▸ **What to work on**
Each line of the material below that holds the word "with" needs to be copied.

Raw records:
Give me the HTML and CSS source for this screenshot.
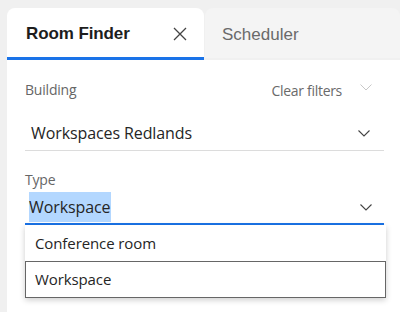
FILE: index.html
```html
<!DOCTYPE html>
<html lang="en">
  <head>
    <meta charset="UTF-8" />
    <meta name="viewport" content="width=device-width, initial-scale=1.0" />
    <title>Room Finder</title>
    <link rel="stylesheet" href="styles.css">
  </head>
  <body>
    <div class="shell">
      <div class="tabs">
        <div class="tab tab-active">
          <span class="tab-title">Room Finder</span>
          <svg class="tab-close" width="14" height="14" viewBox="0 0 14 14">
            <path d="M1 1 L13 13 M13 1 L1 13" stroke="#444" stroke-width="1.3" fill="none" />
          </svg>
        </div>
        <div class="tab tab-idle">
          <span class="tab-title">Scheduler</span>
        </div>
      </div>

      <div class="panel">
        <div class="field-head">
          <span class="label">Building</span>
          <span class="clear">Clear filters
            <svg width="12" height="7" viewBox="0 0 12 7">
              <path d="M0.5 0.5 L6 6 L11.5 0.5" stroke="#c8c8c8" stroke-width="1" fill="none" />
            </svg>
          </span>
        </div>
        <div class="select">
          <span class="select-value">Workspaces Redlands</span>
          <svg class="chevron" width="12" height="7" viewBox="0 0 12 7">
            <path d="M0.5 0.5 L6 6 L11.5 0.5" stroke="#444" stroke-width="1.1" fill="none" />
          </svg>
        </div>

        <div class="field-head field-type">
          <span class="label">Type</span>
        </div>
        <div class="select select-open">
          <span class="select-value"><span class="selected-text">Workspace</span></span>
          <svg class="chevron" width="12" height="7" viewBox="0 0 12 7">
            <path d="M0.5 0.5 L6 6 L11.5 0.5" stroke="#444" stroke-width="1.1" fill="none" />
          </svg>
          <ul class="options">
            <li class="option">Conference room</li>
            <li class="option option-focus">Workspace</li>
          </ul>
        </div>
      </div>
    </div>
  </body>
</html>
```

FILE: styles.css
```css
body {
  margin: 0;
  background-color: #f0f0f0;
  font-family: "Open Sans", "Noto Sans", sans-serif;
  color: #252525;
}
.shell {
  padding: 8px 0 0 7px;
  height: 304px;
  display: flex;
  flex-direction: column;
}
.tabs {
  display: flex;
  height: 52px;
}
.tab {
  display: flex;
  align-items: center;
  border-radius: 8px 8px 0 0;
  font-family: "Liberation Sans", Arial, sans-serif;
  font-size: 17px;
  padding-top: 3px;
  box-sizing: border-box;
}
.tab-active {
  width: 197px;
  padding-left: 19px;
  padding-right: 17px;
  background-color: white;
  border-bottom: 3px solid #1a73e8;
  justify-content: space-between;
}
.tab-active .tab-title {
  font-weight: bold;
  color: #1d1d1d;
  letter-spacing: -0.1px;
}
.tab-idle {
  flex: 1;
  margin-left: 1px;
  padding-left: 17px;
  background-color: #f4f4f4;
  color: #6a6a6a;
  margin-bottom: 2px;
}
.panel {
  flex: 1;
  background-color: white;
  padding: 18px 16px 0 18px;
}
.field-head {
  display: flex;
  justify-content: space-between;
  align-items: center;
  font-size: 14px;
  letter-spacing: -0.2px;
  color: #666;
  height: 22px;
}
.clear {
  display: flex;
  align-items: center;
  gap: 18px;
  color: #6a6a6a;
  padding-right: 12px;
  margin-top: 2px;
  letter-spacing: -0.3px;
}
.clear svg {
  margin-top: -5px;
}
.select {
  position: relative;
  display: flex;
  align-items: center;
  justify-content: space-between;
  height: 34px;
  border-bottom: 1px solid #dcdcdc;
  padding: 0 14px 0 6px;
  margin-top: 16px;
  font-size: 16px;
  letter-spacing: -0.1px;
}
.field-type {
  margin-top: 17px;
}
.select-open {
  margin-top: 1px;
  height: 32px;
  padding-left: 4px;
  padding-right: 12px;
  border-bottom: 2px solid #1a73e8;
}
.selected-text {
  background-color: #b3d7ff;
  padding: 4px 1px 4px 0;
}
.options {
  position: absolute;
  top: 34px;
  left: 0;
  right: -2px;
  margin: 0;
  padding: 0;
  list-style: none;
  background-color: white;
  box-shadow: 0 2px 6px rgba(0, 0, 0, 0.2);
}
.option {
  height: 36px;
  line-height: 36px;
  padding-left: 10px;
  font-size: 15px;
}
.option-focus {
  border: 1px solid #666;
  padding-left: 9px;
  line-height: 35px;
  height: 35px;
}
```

--

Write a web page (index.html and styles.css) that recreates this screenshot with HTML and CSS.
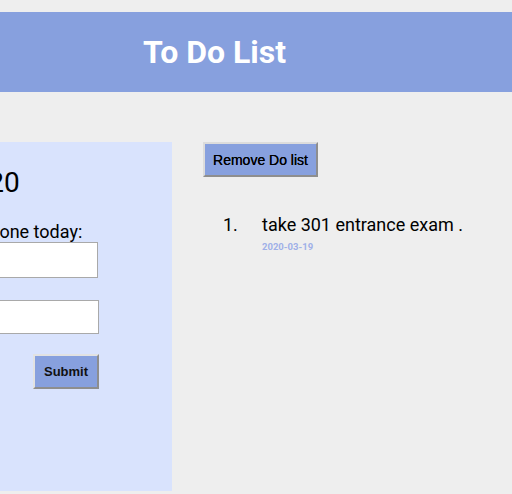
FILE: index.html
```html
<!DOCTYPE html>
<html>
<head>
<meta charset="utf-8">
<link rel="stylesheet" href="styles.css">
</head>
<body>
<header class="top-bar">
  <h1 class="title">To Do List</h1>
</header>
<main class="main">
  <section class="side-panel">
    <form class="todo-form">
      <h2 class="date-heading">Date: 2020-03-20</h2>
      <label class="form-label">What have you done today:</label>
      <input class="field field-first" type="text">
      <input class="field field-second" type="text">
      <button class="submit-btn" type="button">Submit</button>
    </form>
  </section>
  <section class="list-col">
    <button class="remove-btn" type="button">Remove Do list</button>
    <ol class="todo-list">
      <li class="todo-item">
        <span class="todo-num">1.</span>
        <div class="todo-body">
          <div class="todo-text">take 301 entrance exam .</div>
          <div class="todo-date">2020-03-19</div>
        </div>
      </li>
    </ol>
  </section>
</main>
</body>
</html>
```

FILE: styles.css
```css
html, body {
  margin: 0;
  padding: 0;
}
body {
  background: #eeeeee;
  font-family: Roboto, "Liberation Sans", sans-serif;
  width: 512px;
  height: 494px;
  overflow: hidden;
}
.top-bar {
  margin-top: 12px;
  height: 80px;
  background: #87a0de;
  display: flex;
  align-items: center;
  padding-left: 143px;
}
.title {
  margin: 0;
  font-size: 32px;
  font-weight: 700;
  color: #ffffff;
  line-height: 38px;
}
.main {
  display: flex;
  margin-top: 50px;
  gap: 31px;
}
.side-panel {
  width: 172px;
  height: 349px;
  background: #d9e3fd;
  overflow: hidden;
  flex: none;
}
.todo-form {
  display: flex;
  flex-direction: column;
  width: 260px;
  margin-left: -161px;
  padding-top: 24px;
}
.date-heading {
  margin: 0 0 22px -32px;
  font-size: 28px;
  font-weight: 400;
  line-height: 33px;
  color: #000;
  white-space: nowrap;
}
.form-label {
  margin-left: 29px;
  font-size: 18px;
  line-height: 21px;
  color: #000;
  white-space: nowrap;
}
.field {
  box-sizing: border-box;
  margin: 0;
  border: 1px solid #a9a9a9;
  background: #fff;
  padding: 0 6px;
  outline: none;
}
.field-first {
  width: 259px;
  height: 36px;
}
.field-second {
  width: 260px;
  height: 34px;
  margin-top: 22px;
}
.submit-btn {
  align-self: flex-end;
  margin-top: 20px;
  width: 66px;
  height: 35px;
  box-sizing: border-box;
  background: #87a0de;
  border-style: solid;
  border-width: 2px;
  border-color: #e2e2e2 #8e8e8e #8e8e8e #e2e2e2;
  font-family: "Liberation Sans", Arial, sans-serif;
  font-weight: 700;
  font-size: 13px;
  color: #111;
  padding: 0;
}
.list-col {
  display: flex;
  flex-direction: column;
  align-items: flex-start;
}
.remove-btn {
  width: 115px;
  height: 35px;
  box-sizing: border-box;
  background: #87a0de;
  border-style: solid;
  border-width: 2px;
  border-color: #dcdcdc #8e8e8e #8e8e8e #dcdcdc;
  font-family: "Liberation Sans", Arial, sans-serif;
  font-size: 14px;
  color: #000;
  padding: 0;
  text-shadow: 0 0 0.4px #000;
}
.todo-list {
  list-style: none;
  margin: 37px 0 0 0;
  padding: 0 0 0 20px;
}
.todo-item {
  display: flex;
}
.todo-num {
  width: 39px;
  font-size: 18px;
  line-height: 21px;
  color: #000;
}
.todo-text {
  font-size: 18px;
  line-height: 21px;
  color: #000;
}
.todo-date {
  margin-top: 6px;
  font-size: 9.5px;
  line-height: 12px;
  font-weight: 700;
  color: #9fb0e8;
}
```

==

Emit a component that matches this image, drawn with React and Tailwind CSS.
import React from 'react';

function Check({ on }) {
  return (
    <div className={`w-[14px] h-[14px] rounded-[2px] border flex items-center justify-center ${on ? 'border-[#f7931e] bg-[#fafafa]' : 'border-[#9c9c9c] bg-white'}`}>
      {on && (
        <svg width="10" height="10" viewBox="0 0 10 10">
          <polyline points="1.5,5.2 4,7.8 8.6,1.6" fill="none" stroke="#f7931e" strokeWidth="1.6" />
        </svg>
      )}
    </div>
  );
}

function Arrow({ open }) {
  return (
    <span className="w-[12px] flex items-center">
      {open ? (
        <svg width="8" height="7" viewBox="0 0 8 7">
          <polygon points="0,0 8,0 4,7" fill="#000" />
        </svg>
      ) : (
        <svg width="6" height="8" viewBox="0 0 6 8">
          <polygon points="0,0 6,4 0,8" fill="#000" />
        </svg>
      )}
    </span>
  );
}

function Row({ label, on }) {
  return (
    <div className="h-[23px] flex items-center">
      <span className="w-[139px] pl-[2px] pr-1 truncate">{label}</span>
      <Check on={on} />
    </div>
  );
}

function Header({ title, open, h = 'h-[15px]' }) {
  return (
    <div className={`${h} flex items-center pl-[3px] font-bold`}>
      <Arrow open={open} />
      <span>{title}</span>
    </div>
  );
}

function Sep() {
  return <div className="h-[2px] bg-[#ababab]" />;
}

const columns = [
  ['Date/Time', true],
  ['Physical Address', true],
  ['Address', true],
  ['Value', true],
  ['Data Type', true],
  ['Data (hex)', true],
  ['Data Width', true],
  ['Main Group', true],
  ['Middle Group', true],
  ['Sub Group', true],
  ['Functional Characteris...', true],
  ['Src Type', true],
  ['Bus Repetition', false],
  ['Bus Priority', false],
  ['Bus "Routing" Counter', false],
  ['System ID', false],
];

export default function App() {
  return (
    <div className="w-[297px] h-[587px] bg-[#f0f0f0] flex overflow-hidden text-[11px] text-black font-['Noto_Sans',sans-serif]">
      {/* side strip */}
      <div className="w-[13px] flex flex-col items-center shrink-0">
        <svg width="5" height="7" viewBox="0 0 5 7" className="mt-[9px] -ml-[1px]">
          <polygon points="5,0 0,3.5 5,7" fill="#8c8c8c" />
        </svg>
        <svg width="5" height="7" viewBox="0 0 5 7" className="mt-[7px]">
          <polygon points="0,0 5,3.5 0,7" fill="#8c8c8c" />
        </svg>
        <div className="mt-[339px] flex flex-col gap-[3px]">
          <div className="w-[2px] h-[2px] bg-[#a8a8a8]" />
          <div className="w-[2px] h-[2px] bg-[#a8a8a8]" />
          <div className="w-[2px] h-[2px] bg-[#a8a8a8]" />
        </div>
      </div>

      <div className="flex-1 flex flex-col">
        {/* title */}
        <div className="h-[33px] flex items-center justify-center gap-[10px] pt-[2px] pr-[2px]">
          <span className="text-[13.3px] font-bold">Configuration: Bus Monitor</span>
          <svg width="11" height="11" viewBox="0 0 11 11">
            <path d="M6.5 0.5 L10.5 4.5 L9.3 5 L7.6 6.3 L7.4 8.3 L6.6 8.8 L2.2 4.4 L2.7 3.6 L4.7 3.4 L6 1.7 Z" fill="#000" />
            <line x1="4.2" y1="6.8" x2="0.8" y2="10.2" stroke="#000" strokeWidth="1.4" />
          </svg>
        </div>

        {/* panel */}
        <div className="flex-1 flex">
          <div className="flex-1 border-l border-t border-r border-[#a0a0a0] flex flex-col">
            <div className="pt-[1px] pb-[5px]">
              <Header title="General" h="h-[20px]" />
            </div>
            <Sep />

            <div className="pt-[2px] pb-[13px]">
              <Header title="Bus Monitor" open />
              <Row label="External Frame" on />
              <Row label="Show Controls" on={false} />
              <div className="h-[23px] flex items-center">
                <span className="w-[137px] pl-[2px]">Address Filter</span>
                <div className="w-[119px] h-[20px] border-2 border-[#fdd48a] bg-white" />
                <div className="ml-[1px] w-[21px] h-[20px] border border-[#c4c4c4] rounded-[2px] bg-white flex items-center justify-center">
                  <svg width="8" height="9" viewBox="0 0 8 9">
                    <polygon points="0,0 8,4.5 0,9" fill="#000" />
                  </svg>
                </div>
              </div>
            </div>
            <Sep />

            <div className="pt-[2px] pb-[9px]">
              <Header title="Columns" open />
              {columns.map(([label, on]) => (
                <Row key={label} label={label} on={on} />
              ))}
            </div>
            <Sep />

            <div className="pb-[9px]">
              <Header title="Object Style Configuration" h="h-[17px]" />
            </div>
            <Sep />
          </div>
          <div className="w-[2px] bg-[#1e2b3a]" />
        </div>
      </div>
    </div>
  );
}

▸ **Result of the task**
Write a web page (index.html and styles.css) that recreates this screenshot with HTML and CSS.
Emit a component that matches this image, drawn with React and Tailwind CSS.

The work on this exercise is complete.